Some in Congress, like Rep. Gabby Giffords, speak out for sane gun laws all the time. I stand with her and those who support not only thoughts and prayers, but rational reforms including: 

* Raise legal age for gun ownership to 21 
* Require parental/guardian liability for gun sales to minors 
* Ban concealed weapons from schools, places of worship, etc. 
* Ban the AR-15 and other assault weapons 
* Require background checks for ALL gun sales 
* Reinstate flagging for mental health issues 
* Empower local jurisdiction to enact such additional 
safety ordinances as they may choose

Obviously, the issue of guns in Vermont is different from guns in Miami. I learned about guns from my dad and my brothers. Most of my friends own guns, and people in Vermont tend to keep their guns locked up safely, how to keep them, and when not to use them.  I also think that some people should not have guns.

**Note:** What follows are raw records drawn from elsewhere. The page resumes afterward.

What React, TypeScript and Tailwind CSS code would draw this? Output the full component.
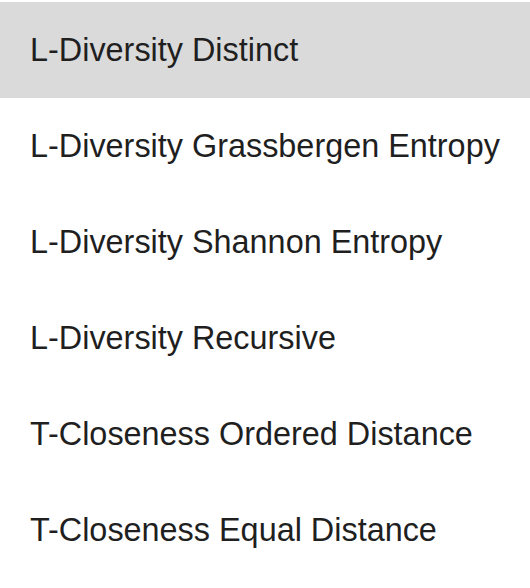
const items = [
  "L-Diversity Distinct",
  "L-Diversity Grassbergen Entropy",
  "L-Diversity Shannon Entropy",
  "L-Diversity Recursive",
  "T-Closeness Ordered Distance",
  "T-Closeness Equal Distance",
];

export default function App() {
  return (
    <div className="min-h-screen bg-white pt-[2px] font-['Liberation_Sans',Arial,sans-serif]">
      <ul>
        {items.map((item, index) => (
          <li
            key={item}
            className={`flex h-24 items-center pl-[30px] text-[32.4px] leading-none text-[#1f1f1f] ${
              index === 0 ? "bg-[#dadada]" : "bg-white"
            }`}
          >
            {item}
          </li>
        ))}
      </ul>
    </div>
  );
}
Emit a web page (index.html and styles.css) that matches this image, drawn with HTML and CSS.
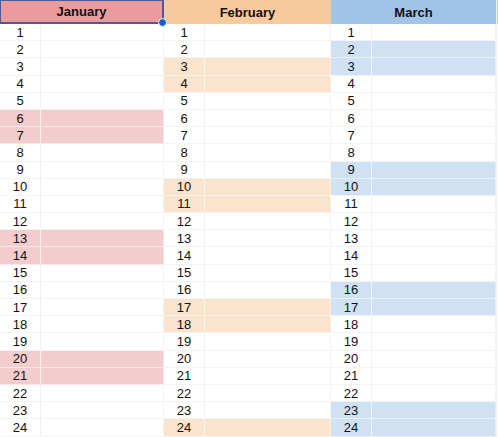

Having a gun increases the likelihood of  gun suicides, which are almost twice as frequent as gun homicides. Most of us already know that shooting each other doesn’t solve anything. It’s long past time to take control of our government away from those who think guns are an answer to every problem.

Like all governing decisions, what to do about guns should be determined by the common good and the general welfare, not the profits of corporations and special interest associations.